■ **EXERCISE PROMPT**: Retype only what runs from the beginning of the data through the line with "import React from"; please omit the pictures and keep every line exact.

=== RAW DATA ===

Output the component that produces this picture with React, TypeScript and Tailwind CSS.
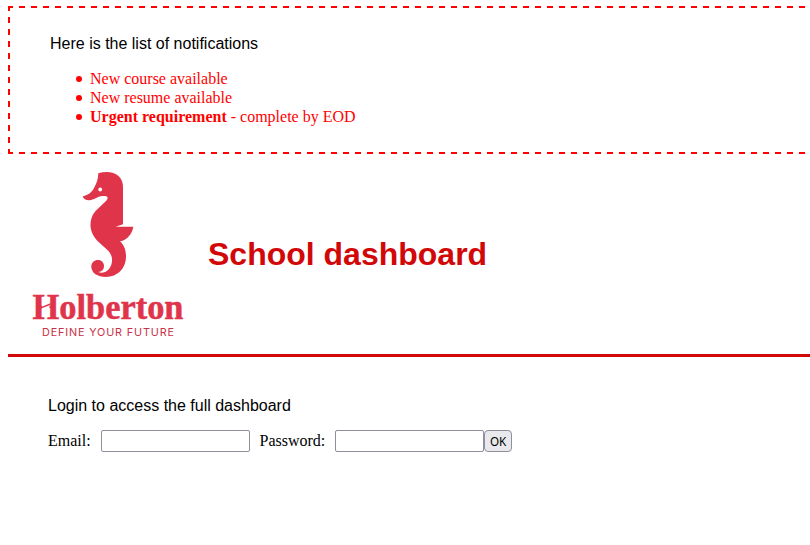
import React from "react";

function Seahorse() {
  return (
    <svg className="block h-[190px] w-[200px]" viewBox="8 159 200 190" role="img" aria-label="Holberton">
      <g fill="#e0344b">
        <path d="M98.3 173.2C106 170.800 114 171.700 118.500 176C121.500 179 123 182.500 123 187V224.300C120.500 225.300 118 226 115.600 226.700H133.300C132.300 233.500 127.500 240 120 241.300C124.500 245.500 126 250.500 126 256.500C126 268.500 117.500 276.900 106 276.900C97.500 276.900 91.300 273 91.300 266.500C91.300 262.500 94.500 260 98 260C101.700 260 104 262.700 104 266C104 269.500 101.500 271.800 98.300 272C101 273.300 105.500 272.800 108.500 269.500C113 264.500 113.500 256.500 108.500 251L97.500 241C88.500 232 88.500 219 95.500 211L105.500 201.500C109.500 197.500 107.500 195.700 102.500 196.100C97 196.500 94 200.500 89 200.300C85.500 200.200 83.500 198.500 82.700 196.400C88.500 195.200 92 191.800 94 188C96.600 183 98.300 179 98.300 173.200Z" />
        <circle cx="100.200" cy="189.500" r="1.900" fill="#fff" />
        <text x="32.500" y="318.800" fontFamily="'Liberation Serif', serif" fontWeight="700" fontSize="35.500" textLength="151" lengthAdjust="spacingAndGlyphs" stroke="#e0344b" strokeWidth=".5">Holberton</text>
        <path fill="#fff" d="M42 302H49.500V312H42Z" />
        <path fill="none" stroke="#e0344b" strokeWidth="1.400" d="M41 307.800L50.500 304" />
        <text x="42" y="335.500" fontFamily="Inter, sans-serif" fontSize="10.800" textLength="132" fill="#c83246">DEFINE YOUR FUTURE</text>
      </g>
    </svg>
  );
}

export default function App() {
  return (
    <div className="h-[545px] w-full overflow-hidden bg-white pl-2 pt-1.5 font-['Liberation_Serif',serif] text-base text-black">
      <section className="h-[148px] bg-[repeating-linear-gradient(90deg,red_0_5px,transparent_5px_11px,red_11px_12px),repeating-linear-gradient(90deg,red_0_5px,transparent_5px_11px,red_11px_12px),repeating-linear-gradient(180deg,red_0_5px,transparent_5px_11px,red_11px_12px)] bg-[length:100%_2px,100%_2px,2px_100%] bg-[position:0_0,0_100%,0_0] bg-no-repeat pl-[42px] pt-[29px]">
        <p className="font-['Liberation_Sans',sans-serif] leading-[18px]">Here is the list of notifications</p>
        <ul className="mt-4 list-none leading-[19px] text-[#ff0000]">
          {["New course available", "New resume available"].map((item) => (
            <li key={item} className="flex items-center">
              <span className="ml-[26px] mr-2 h-1.5 w-1.5 rounded-full bg-[#ff0000]" />
              {item}
            </li>
          ))}
          <li className="flex items-center">
            <span className="ml-[26px] mr-2 h-1.5 w-1.5 rounded-full bg-[#ff0000]" />
            <span><b>Urgent requirement</b> - complete by EOD</span>
          </li>
        </ul>
      </section>
      <header className="flex h-[203px] items-center border-b-[3px] border-[#d20708]">
        <Seahorse />
        <h1 className="font-['Liberation_Sans',sans-serif] text-[32px] font-bold leading-9 text-[#d20708]">School dashboard</h1>
      </header>
      <main className="pl-10 pt-10">
        <p className="font-['Liberation_Sans',sans-serif] leading-[18px]">Login to access the full dashboard</p>
        <form className="mt-[15px] flex h-[22px] items-center">
          <label htmlFor="email" className="w-[53px]">Email:</label>
          <input id="email" className="h-[22px] w-[149px] rounded-[2px] border border-[#8f8f9d] bg-white px-1" />
          <label htmlFor="password" className="ml-[9.5px] w-[75.5px]">Password:</label>
          <input id="password" type="password" className="h-[22px] w-[149px] rounded-[2px] border border-[#8f8f9d] bg-white px-1" />
          <button type="button" className="h-[22px] w-7 rounded border border-[#8f8f9d] bg-[#e9e9ed] font-['Noto_Sans',sans-serif] text-[13px] leading-5"><span className="inline-block origin-center scale-x-90">OK</span></button>
        </form>
      </main>
    </div>
  );
}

===

■ **RESPONSE TO THIS TASK**:
Output the component that produces this picture with React, TypeScript and Tailwind CSS.
import React from "react";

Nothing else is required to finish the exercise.